Form as Organic Sculpture

Michelangelo, one of the greatest creative minds

in architectural form frequently claimed that he was not

an architect. “Rather he considered himself a sculptor and

foremost artist.”15 This claim is key to understanding the

influence of his love for art on his architectural realisations,

which were conceived as if the masses of structure were

organic forms capable of being moulded or carved, of

expressing movement, and capturing light, like a sculpted

body of work. It might be understood that Michelangelo

sought to express his art through architecture and three

dimensional forms. His creative artistic mind has had profound

direct relevance to his architecture of sculpture, form and

proportion. The only surviving evidence of Michelangelo’s

theory on architecture deals with the plan. The plan being

a two dimensional entity which is responsible for the

three dimensional form. “When a plan has diverse parts,

all those that are of one kind of quality and quantity must

be adorned in the same way, and in the same style, and

likewise other proportions that correspond.”16 The influence

of the plan as the basis of the architectural sculpted form

is reinforced in the architecture of Le Corbusier. “The

plan is the generator” – Towards a New Architecture.

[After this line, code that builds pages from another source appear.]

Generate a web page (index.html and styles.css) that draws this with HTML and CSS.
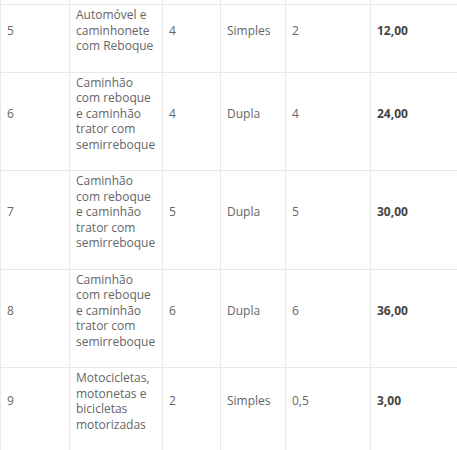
FILE: index.html
```html
<!DOCTYPE html>
<html lang="pt">
<head>
<meta charset="utf-8">
<link rel="stylesheet" href="styles.css">
</head>
<body>
<table class="tarifas">
  <colgroup>
    <col class="c1"><col class="c2"><col class="c3"><col class="c4"><col class="c5"><col class="c6">
  </colgroup>
  <tbody>
    <tr class="spacer"><td></td><td></td><td></td><td></td><td></td><td></td></tr>
    <tr>
      <td>5</td>
      <td>Automóvel e caminhonete com Reboque</td>
      <td>4</td>
      <td>Simples</td>
      <td>2</td>
      <td><strong>12,00</strong></td>
    </tr>
    <tr>
      <td>6</td>
      <td>Caminhão com reboque e caminhão trator com semirreboque</td>
      <td>4</td>
      <td>Dupla</td>
      <td>4</td>
      <td><strong>24,00</strong></td>
    </tr>
    <tr>
      <td>7</td>
      <td>Caminhão com reboque e caminhão trator com semirreboque</td>
      <td>5</td>
      <td>Dupla</td>
      <td>5</td>
      <td><strong>30,00</strong></td>
    </tr>
    <tr>
      <td>8</td>
      <td>Caminhão com reboque e caminhão trator com semirreboque</td>
      <td>6</td>
      <td>Dupla</td>
      <td>6</td>
      <td><strong>36,00</strong></td>
    </tr>
    <tr>
      <td>9</td>
      <td>Motocicletas, motonetas e bicicletas motorizadas</td>
      <td>2</td>
      <td>Simples</td>
      <td>0,5</td>
      <td><strong>3,00</strong></td>
    </tr>
  </tbody>
</table>
</body>
</html>
```
FILE: styles.css
```css
html, body {
  margin: 0;
  padding: 0;
  background: #fff;
  overflow: hidden;
}
.tarifas {
  border-collapse: collapse;
  table-layout: fixed;
  width: 470px;
  font-family: "Open Sans", "Liberation Sans", sans-serif;
  font-size: 12px;
  line-height: 15.5px;
  color: #666;
}
.c1 { width: 69px; }
.c2 { width: 93px; }
.c3 { width: 58px; }
.c4 { width: 65px; }
.c5 { width: 85px; }
.c6 { width: 100px; }
.tarifas td {
  border: 1px solid #e9e9e9;
  padding: 2px 6px 18px;
  vertical-align: middle;
  text-align: left;
}
.tarifas .spacer td {
  border-top: 0;
  padding: 0;
  height: 4px;
}
.tarifas strong {
  font-weight: 700;
  color: #444;
}
```
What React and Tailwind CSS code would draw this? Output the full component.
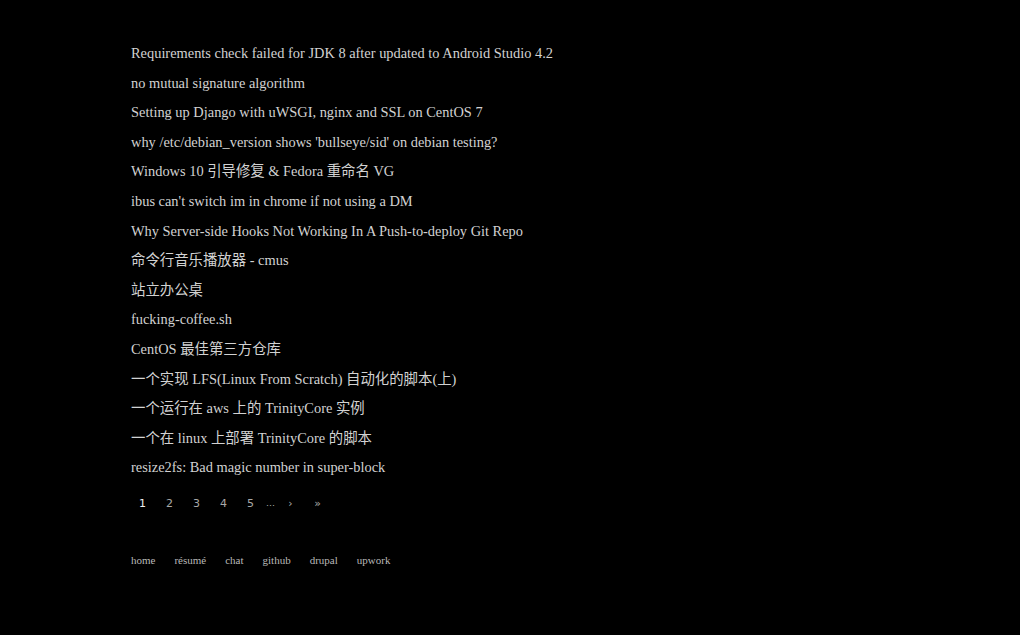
const posts = [
  "Requirements check failed for JDK 8 after updated to Android Studio 4.2",
  "no mutual signature algorithm",
  "Setting up Django with uWSGI, nginx and SSL on CentOS 7",
  "why /etc/debian_version shows 'bullseye/sid' on debian testing?",
  "Windows 10 引导修复 & Fedora 重命名 VG",
  "ibus can't switch im in chrome if not using a DM",
  "Why Server-side Hooks Not Working In A Push-to-deploy Git Repo",
  "命令行音乐播放器 - cmus",
  "站立办公桌",
  "fucking-coffee.sh",
  "CentOS 最佳第三方仓库",
  "一个实现 LFS(Linux From Scratch) 自动化的脚本(上)",
  "一个运行在 aws 上的 TrinityCore 实例",
  "一个在 linux 上部署 TrinityCore 的脚本",
  "resize2fs: Bad magic number in super-block",
];

const links = ["home", "résumé", "chat", "github", "drupal", "upwork"];

export default function App() {
  return (
    <div className="min-h-[635px] w-full bg-black pl-[131px] pt-[39px] font-['Liberation_Serif','Noto_Sans_CJK_SC',serif]">
      <ul className="flex flex-col">
        {posts.map((p) => (
          <li key={p} className="h-[29.6px] leading-[29.6px] text-[14.4px] text-[#d2d2d2] whitespace-nowrap">
            <a href="#">{p}</a>
          </li>
        ))}
      </ul>

      <div className="-ml-[2px] mt-[6px] flex h-[30px] items-center text-[11px] font-['DejaVu_Sans',sans-serif] text-[#a8a8a8]">
        <span className="w-[27px] text-center text-[#f0f0f0]">1</span>
        <span className="w-[27px] text-center">2</span>
        <span className="w-[27px] text-center">3</span>
        <span className="w-[27px] text-center">4</span>
        <span className="w-[27px] text-center">5</span>
        <span className="w-[13px] text-center text-[9px]">…</span>
        <span className="w-[27px] text-center">›</span>
        <span className="w-[27px] text-center">»</span>
      </div>

      <nav className="mt-[34px] flex gap-[19px] text-[11px] text-[#b8b8b8] leading-[14px]">
        {links.map((l) => (
          <a key={l} href="#">
            {l}
          </a>
        ))}
      </nav>
    </div>
  );
}
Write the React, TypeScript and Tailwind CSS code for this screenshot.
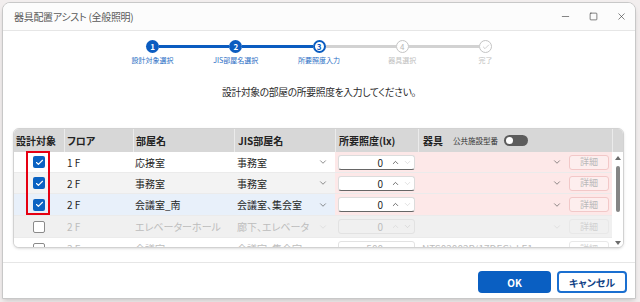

The work of moulding forms is a world within the

world, complete, whole, a world where there is no contradiction.

Non-contradiction is ensured through organisation set on three

levels, taxis – the arrangement of parts, genera, and symmetry.

Taxis divide a composition into parts and fit the resulting

partitions the architectural elements, producing a coherent

work, a unity of clarification, a form. In effect the works of

Michelangelo and Le Corbusier are based on logically organised

divisions of space. Taxis can be divided into two groups – the

grid and the tri-partition. The grid scheme divides the building

through two sets of lines. The rectangular grid system is the

most commonly used system in classical architecture where

straight lines meet at right angles. The architectural works of

Michelangelo owe a lot to the studies and documentations of

Vitruvius. In Vitruvius’s De Architetectura, taxis is defined as

“balanced adjustment of the details of work separately, and,

as to the whole, the arrangement of the proportion with a

view to a symmetrical result.”17 The influence of such Classical

Architecture on Michelangelo provided the platform for the

alteration and trial of architectural forms. In the architectural

creations and stimuli of Michelangelo the emphasis of the

organisation of space was centred on the organic.

“Architecture is a plastic thing. The spirit of order, a

unity of intention. The sense of relationships; architecture deals

with quantities. Passion can create drama out of inert stone.”18

The architecture of Michelangelo is a drama of form, through

which form is the end product of the unity and order. Proportion

has a significant impact and relevance on how an artist

puts forward or exhibits his artistic argument or statement.

Michelangelo the artist and moulder of forms puts forward

the same metaphor as Le Corbusier for relating architectural

proportions to the human body. Michelangelo uses the body

as a simile for an organic architectural form. “It is anatomy,

rather than numbers and geometry, that becomes the basic

discipline for the architect.”19 The forms of the building follow

the function. “The parts of a building are compared, not to the

ideal overall proportions of the human body but, significantly,

to its functions.”20 Michelangelo compares a building to a body,

to be seen in an organic light. His reference to eyes, nose

and arms suggest an implication of mobility; the built form is

a drama “the building lives and breathes.”21 Michelangelo’s

free flowing organic art has direct relations with his ‘organic

style’ architecture. The architect is perhaps seen as an artist

in sculpting form rather than an individual whom relies on

logic for his creativity. Similarly Le Corbusier in ‘Toward a New

Architecture’ sought to clearly define and separate an architect

and an engineer. “Engineers produce architecture; they employ

math calculations which give us feelings of harmony.” Architects

are concerned with the arrangement of forms. Le Corbusier

states that for architects it is necessary to have recourse

to the man of art. Art is the application of knowledge to the

realisation of a conception. Anatomy is the cornerstone upon

which Michelangelo’s works lye. The reference to the eyes, nose

and arms suggests an implication of mobility; the building lives

and breathes. The sculpted building is pure and organic.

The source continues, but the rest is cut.